The castle was themed medievally because of the architecture of the Church which is modeled after the great Medieval Franciscan Churched in the Umbrian regions of Italy, and to remind Catholics of the reality that they too must defend their faith against both the powers of hell and the forces of secularism.

Another immensely important clarification is that the Shrine of the Most Blessed Sacrament is not connected to EWTN and was neither funded or maintained by the network. The Shrine was built by the founder of EWTN, Mother Angelica, who built the Monastery in Hanceville to provide a spiritual center of Eucharistic Adoration-but it was not a funded project of EWTN. It was built and is sustained entirely by donations-mainly built by 5 anonymous families who wanted to glorify God-as all of Catholic Humanity has desired to do and has accomplished in the great Cathedrals and Basilicas around the World. It is important to note that Gold Leaf was used only on the Sanctuary-where God Himself resides and is adored. And it is also important to note, that the poor of our Community in Hanceville or of any Catholic community are never the ones who complain about an expensively built church. They too worship God in this space and desire that He be glorified so that others would see just what we believe about the Eucharist and God's constant presence with us.

Yet another important distinction is that those who feel that Churches should be built in such a way that glorifies God, also believe strongly that people deserve to live in the dignity which is theirs as children of God, and thus are not deaf to the cries of the poor and the marginalized.

We believe that if you will take the time to learn the whole truth about Mother Angelica and how the Shrine of the Most Blessed Sacrament was established, you will be amazed at the love and providence of God our Father and your doubts will disappear.

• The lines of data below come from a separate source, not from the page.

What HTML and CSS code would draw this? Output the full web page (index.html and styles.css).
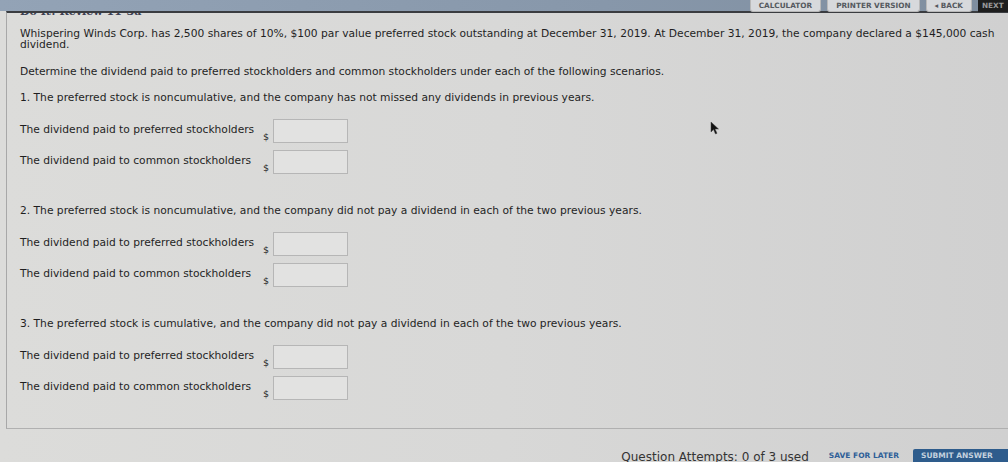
FILE: index.html
```html
<!DOCTYPE html>
<html lang="en">
<head>
    <meta charset="UTF-8">
    <title>Do It! Review 11-3a</title>
    <link rel="stylesheet" href="styles.css">
</head>
<body>

    <div class="top-bar">
        <button class="tool-button">CALCULATOR</button>
        <button class="tool-button">PRINTER VERSION</button>
        <button class="tool-button">&#9666; BACK</button>
        <button class="tool-button next">NEXT</button>
    </div>

    <div class="question-panel">
        <div class="title-strip"><span class="title">Do It! Review 11-3a</span></div>

        <p class="intro">Whispering Winds Corp. has 2,500 shares of 10%, $100 par value preferred stock outstanding at December 31, 2019. At December 31, 2019, the company declared a $145,000 cash dividend.</p>

        <p class="instructions">Determine the dividend paid to preferred stockholders and common stockholders under each of the following scenarios.</p>

        <div class="scenario">
            <p class="scenario-title">1. The preferred stock is noncumulative, and the company has not missed any dividends in previous years.</p>
            <div class="answer-row">
                <span class="answer-label">The dividend paid to preferred stockholders</span>
                <span class="currency">$</span>
                <span class="answer-box"></span>
            </div>
            <div class="answer-row">
                <span class="answer-label">The dividend paid to common stockholders</span>
                <span class="currency">$</span>
                <span class="answer-box"></span>
            </div>
        </div>

        <div class="scenario">
            <p class="scenario-title">2. The preferred stock is noncumulative, and the company did not pay a dividend in each of the two previous years.</p>
            <div class="answer-row">
                <span class="answer-label">The dividend paid to preferred stockholders</span>
                <span class="currency">$</span>
                <span class="answer-box"></span>
            </div>
            <div class="answer-row">
                <span class="answer-label">The dividend paid to common stockholders</span>
                <span class="currency">$</span>
                <span class="answer-box"></span>
            </div>
        </div>

        <div class="scenario">
            <p class="scenario-title">3. The preferred stock is cumulative, and the company did not pay a dividend in each of the two previous years.</p>
            <div class="answer-row">
                <span class="answer-label">The dividend paid to preferred stockholders</span>
                <span class="currency">$</span>
                <span class="answer-box"></span>
            </div>
            <div class="answer-row">
                <span class="answer-label">The dividend paid to common stockholders</span>
                <span class="currency">$</span>
                <span class="answer-box"></span>
            </div>
        </div>
    </div>

    <div class="footer">
        <span class="attempts">Question Attempts: 0 of 3 used</span>
        <button class="save-button">SAVE FOR LATER</button>
        <button class="submit-button">SUBMIT ANSWER</button>
    </div>

    <!-- puntero del raton -->
    <svg class="cursor" width="10" height="14" viewBox="0 0 10 14">
        <path d="M1 1 L1 11 L3.5 8.5 L5.5 13 L7 12.3 L5 8 L8.5 8 Z" fill="#111" stroke="#444" stroke-width="0.5"/>
    </svg>

</body>
</html>
```

FILE: styles.css
```css
/* pagina */

body {
  margin: 0;
  width: 1008px;
  height: 462px;
  overflow: hidden;
  position: relative;
  font-family: "DejaVu Sans", Verdana, sans-serif;
  font-size: 10.7px;
  color: #1f1f1f;
  background: linear-gradient(90deg, #dcdcda 0%, #d8d8d7 50%, #d0d0d0 100%);
}
p {
  margin: 0;
}

/* barra superior */

.top-bar {
  height: 11px;
  display: flex;
  justify-content: flex-end;
  align-items: flex-start;
  gap: 6px;
  background: linear-gradient(90deg, #93a3b6 0%, #8797aa 60%, #7f8e9f 100%);
}
.tool-button {
  height: 12px;
  padding: 0 8px;
  border: 1px solid #b9b9b9;
  border-top: none;
  border-radius: 0 0 3px 3px;
  background-color: #d7d9dc;
  color: #55595f;
  font-family: "DejaVu Sans", Verdana, sans-serif;
  font-size: 7.3px;
  font-weight: bold;
  line-height: 10px;
  position: relative;
  z-index: 2;
}
.tool-button.next {
  width: 30px;
  padding: 0 4px;
  border: none;
  border-radius: 0;
  background-color: #1e1e1e;
  color: #9a9a9a;
  text-align: left;
  overflow: hidden;
}

/* panel de la pregunta */

.question-panel {
  margin-left: 6px;
  height: 415px;
  border-top: 2px solid #3a3c40;
  border-left: 1px solid #a8a8a8;
  border-bottom: 1px solid #b0b0b0;
  padding-left: 13px;
  padding-right: 6px;
}
.title-strip {
  height: 5px;
  overflow: hidden;
}
.title {
  display: block;
  margin-top: -8px;
  font-family: "DejaVu Serif", serif;
  font-size: 11px;
  font-weight: bold;
  color: #3b3f52;
}
.intro {
  margin-top: 11px;
  line-height: 10.5px;
}
.instructions {
  margin-top: 17px;
  line-height: 10px;
}
.scenario {
  margin-top: 16px;
}
.scenario + .scenario {
  margin-top: 33px;
}
.scenario-title {
  line-height: 10px;
  margin-bottom: 16px;
}
.answer-row {
  display: flex;
  align-items: flex-start;
  height: 23px;
  margin-bottom: 8px;
}
.answer-label {
  width: 243px;
  padding-top: 4px;
  white-space: nowrap;
}
.currency {
  width: 10px;
  padding-top: 12px;
  font-size: 9.5px;
}
.answer-box {
  width: 73px;
  height: 22px;
  border: 1px solid #b6b6b6;
  background-color: #e2e2e1;
}

/* pie */

.footer {
  display: flex;
  justify-content: flex-end;
  align-items: flex-end;
  height: 33px;
}
.attempts {
  font-size: 12px;
  color: #333;
  margin-right: 20px;
  line-height: 10px;
}
.save-button {
  border: none;
  background: none;
  color: #2f5f98;
  font-family: "DejaVu Sans", Verdana, sans-serif;
  font-size: 7.5px;
  font-weight: bold;
  padding: 0;
  height: 13px;
  margin-right: 14px;
}
.submit-button {
  width: 95px;
  height: 13px;
  border: none;
  border-radius: 2px 0 0 0;
  background-color: #2e5c8c;
  color: #c5d2df;
  font-family: "DejaVu Sans", Verdana, sans-serif;
  font-size: 7.5px;
  font-weight: bold;
  padding: 0;
  text-align: left;
  padding-left: 8px;
}

/* puntero */

.cursor {
  position: absolute;
  left: 710px;
  top: 121px;
}
```
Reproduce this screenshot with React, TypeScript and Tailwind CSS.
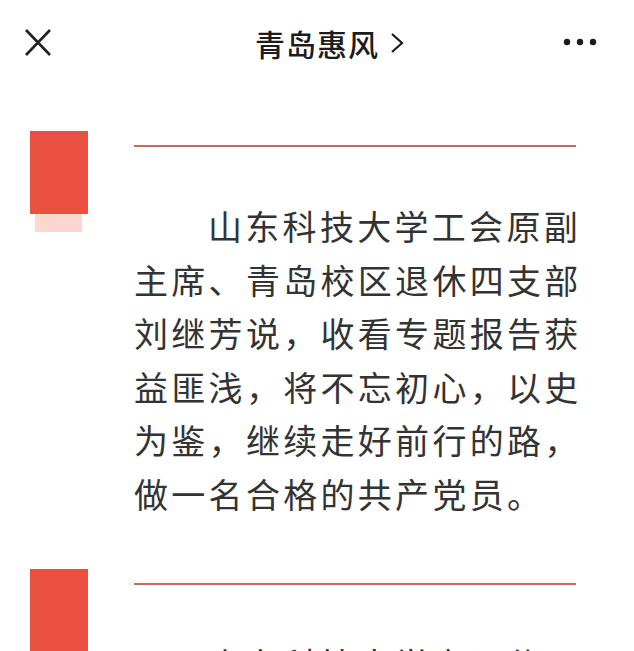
import React from "react";

const paragraphs = [
  "山东科技大学工会原副主席、青岛校区退休四支部刘继芳说，收看专题报告获益匪浅，将不忘初心，以史为鉴，继续走好前行的路，做一名合格的共产党员。",
  "山东科技大学离退休工作处党支部书记说，专题报告内容丰富，深受教育。",
];

const Section = ({ text, showShadow }: { text: string; showShadow: boolean }) => (
  <section className="flex">
    {/* Red tab */}
    <div className="pl-[30px] w-[134px] shrink-0">
      <div className="w-[58px] h-[83px] bg-[#e9503f]"></div>
      {showShadow && <div className="ml-[5px] w-[47px] h-[18px] bg-[#fdd6d1]"></div>}
    </div>

    <div className="pt-[14px]">
      <div className="w-[442px] h-[2px] bg-[#c8695c]"></div>
      <p
        className="mt-[52px] w-[460px] text-[34px] leading-[53.6px] tracking-[3.3px] indent-[74px] text-[#333333]"
        style={{ fontFamily: '"Noto Sans CJK SC", "Noto Sans", sans-serif' }}
      >
        {text}
      </p>
    </div>
  </section>
);

export default function App() {
  return (
    <div
      className="w-[634px] h-[651px] overflow-hidden bg-white"
      style={{ fontFamily: '"Noto Sans CJK SC", "Noto Sans", sans-serif' }}
    >
      {/* Top bar */}
      <header className="grid grid-cols-[1fr_auto_1fr] items-center h-[86px]">
        <div className="pl-[23px]">
          <svg width="30" height="30" viewBox="0 0 30 30" className="text-[#222]">
            <path d="M3 2 L27 27 M27 2 L3 27" stroke="currentColor" strokeWidth="2.6" fill="none" />
          </svg>
        </div>
        <div className="relative">
          <span className="block text-[30px] leading-none font-medium tracking-[1px] text-[#1c1c1c]">青岛惠风</span>
          <svg
            width="16"
            height="22"
            viewBox="0 0 16 22"
            className="absolute left-[calc(100%+10px)] top-1/2 -translate-y-1/2 text-[#1c1c1c]"
          >
            <path d="M3 2 L13 11 L3 20" stroke="currentColor" strokeWidth="2.2" fill="none" />
          </svg>
        </div>
        <div className="flex justify-end pr-[37px]">
          <svg width="34" height="8" viewBox="0 0 34 8" className="text-[#1c1c1c] -translate-y-[1px]">
            <circle cx="4" cy="4" r="3.2" fill="currentColor" />
            <circle cx="17" cy="4" r="3.2" fill="currentColor" />
            <circle cx="30" cy="4" r="3.2" fill="currentColor" />
          </svg>
        </div>
      </header>

      <div className="pt-[45px] flex flex-col gap-[48px]">
        {paragraphs.map((t, i) => (
          <Section key={i} text={t} showShadow={i === 0} />
        ))}
      </div>
    </div>
  );
}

Thank you for the good work that you do for the Church, and especially helping us to prepare for the new translation. Let us pray for one another.

Jonathan Howell

Jerry Galipeau, D. Min. said...

Hello Jonathan,
Thank you for your helpful comments. I hope to return to the Archdiocese of Birmingham next year, and would love to meet you and learn more about the shrine. The information you provided is helpful to me, and I know that my comments were based on some misinformation. Thanks again for the clarification. I believe that most people do not know that the "Shrine of the Most Blessed Sacrament is not connected to EWTN and was neither funded or maintained by the network." This is important information, although I think it is difficult to comprehend a distinction between a private/personal endeavor by Mother Angelica and the work of EWTN.
Happy new Year.

Jonathan said...

Thank you Dr. Galipeau,
You are correct that many people do not realize that there is a distinction between "a private/personal endeavor by Mother Angelica and the work of EWTN."
Mother Angelica has been completely separate from EWTN for many years now, after seeking less active involvement in the network. After moving to Hanceville, her only connection is now that of prayer and spiritual support and her monastery is not maintained in any way by EWTN. Because Mother Angelica's Live Shows on EWTN are still re-aired years later, many people think that she is still taping them live-something she is unable to do after suffering a stroke in 2001. So these misconceptions do come about quite easily, although there is no substance to them. We would love to have you visit our diocese again sometime. There were very positive reactions from your presentation at St. Bernards Abbey.
Again, thank you for the work you do for the Church. Blessings and Peace be with you and your family.